--- Raw data ---

>>>>

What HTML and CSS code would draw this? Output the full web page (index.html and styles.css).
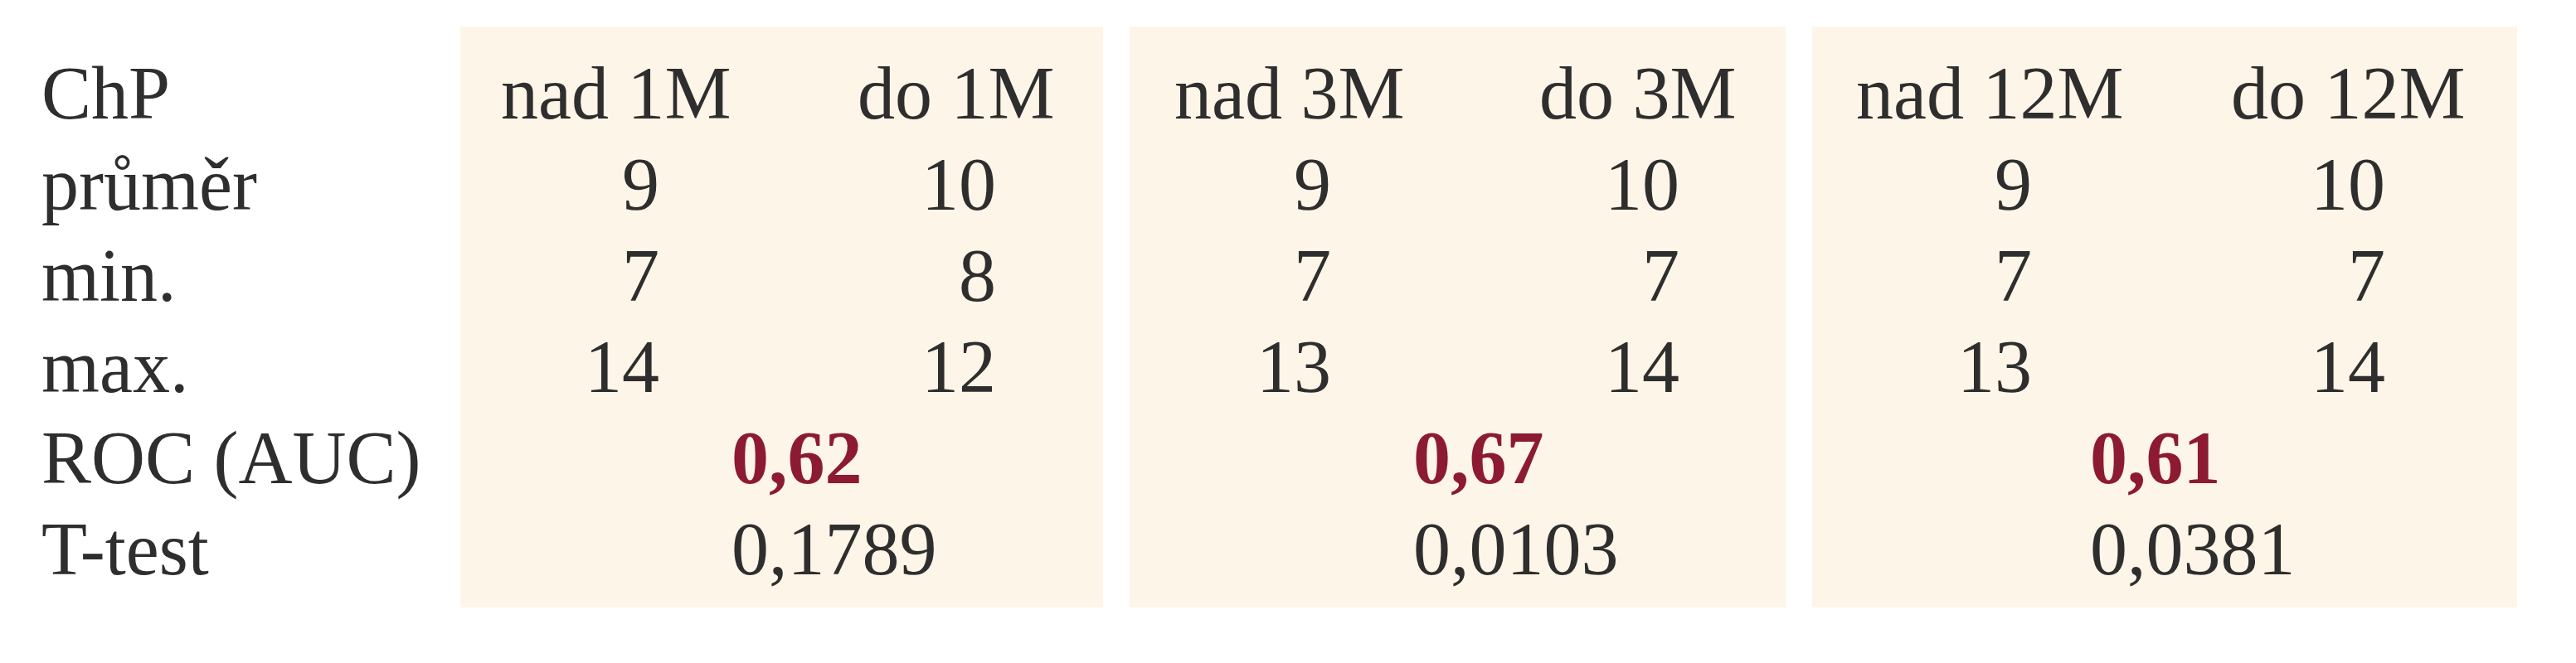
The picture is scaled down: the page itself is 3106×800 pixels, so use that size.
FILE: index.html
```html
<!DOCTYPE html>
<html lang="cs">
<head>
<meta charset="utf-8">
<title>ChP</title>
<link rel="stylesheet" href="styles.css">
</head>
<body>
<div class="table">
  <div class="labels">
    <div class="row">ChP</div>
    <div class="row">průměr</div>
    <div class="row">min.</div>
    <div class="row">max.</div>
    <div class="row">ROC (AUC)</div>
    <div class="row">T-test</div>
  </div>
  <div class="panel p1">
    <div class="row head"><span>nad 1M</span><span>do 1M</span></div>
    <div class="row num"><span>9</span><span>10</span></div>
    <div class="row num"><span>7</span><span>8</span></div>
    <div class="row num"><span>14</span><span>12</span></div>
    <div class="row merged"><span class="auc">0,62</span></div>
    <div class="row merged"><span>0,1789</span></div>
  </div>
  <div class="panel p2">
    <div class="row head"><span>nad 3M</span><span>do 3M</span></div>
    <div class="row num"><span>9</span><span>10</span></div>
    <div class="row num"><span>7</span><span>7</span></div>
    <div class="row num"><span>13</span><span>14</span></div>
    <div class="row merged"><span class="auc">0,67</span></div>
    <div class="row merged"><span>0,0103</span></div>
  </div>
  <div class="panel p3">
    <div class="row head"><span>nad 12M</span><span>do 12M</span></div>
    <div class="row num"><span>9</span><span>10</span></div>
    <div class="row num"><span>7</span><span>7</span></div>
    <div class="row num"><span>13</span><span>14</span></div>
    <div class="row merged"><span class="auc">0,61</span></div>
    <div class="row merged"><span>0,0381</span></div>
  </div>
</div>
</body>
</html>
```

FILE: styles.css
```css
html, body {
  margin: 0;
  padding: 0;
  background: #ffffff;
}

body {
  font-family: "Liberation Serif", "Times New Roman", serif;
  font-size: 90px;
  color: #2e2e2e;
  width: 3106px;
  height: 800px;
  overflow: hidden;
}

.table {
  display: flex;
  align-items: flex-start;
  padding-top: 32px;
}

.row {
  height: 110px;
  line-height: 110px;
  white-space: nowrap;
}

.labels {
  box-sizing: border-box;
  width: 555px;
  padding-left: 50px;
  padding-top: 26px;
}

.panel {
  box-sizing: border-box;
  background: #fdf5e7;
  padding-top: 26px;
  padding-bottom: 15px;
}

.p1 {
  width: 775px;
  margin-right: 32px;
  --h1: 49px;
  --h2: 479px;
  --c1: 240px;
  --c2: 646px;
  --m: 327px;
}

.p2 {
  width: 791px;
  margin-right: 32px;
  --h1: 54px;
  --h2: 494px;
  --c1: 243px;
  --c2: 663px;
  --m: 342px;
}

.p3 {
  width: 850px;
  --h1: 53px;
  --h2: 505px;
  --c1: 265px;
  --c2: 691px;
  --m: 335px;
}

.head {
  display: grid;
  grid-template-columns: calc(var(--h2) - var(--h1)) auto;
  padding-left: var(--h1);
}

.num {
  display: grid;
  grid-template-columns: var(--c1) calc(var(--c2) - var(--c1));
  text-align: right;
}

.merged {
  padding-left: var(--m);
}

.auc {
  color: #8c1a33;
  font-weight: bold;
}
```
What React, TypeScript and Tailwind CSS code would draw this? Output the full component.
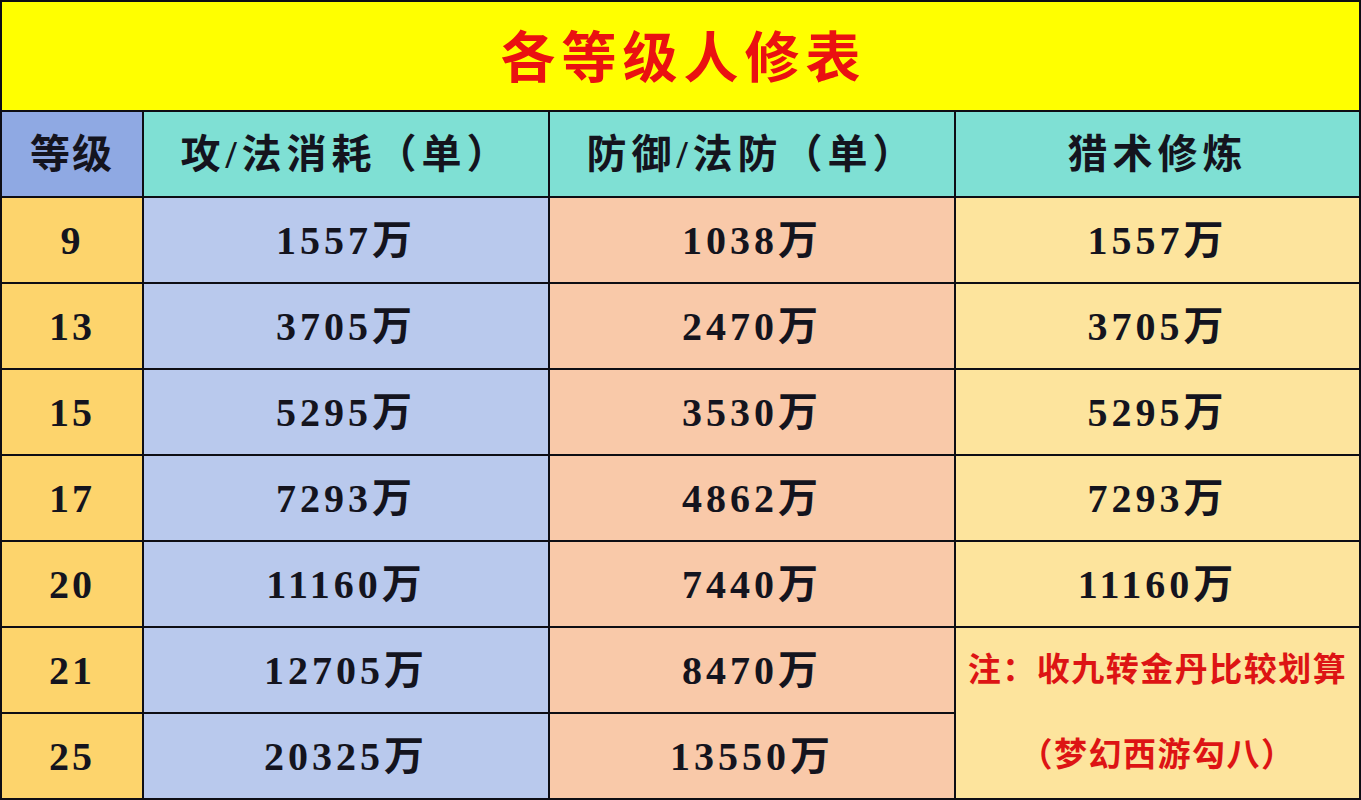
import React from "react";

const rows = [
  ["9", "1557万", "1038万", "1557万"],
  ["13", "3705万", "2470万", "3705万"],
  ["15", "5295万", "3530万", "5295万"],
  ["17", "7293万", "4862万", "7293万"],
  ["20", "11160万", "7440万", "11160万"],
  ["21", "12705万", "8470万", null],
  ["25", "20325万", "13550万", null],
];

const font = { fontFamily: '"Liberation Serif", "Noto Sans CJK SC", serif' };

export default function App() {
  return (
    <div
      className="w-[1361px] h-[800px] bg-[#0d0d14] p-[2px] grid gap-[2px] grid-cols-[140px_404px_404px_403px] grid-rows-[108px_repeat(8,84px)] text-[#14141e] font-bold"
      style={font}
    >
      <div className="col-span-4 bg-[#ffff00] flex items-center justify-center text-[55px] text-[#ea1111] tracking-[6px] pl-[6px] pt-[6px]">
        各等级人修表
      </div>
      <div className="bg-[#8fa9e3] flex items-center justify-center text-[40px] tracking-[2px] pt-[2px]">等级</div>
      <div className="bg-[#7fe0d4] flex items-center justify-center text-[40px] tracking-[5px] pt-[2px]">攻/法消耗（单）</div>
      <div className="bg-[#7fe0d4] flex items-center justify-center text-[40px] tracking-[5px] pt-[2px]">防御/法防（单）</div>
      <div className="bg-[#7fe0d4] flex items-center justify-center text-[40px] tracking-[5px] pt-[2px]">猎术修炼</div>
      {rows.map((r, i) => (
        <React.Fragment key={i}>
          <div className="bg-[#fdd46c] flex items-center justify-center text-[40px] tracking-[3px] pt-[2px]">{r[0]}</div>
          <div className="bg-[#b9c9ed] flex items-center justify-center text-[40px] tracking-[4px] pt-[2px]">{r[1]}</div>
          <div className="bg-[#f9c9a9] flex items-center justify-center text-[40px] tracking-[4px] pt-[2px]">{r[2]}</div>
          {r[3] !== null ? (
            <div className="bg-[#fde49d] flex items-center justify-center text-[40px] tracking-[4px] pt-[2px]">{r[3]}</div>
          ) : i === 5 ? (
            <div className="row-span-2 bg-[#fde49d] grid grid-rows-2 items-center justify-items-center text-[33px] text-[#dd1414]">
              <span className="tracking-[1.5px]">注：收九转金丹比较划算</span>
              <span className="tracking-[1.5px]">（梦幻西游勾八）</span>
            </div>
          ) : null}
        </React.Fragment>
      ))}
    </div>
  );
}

<<<<

Check each line in the records for the word "Output" and say how many have it, with nothing else.

2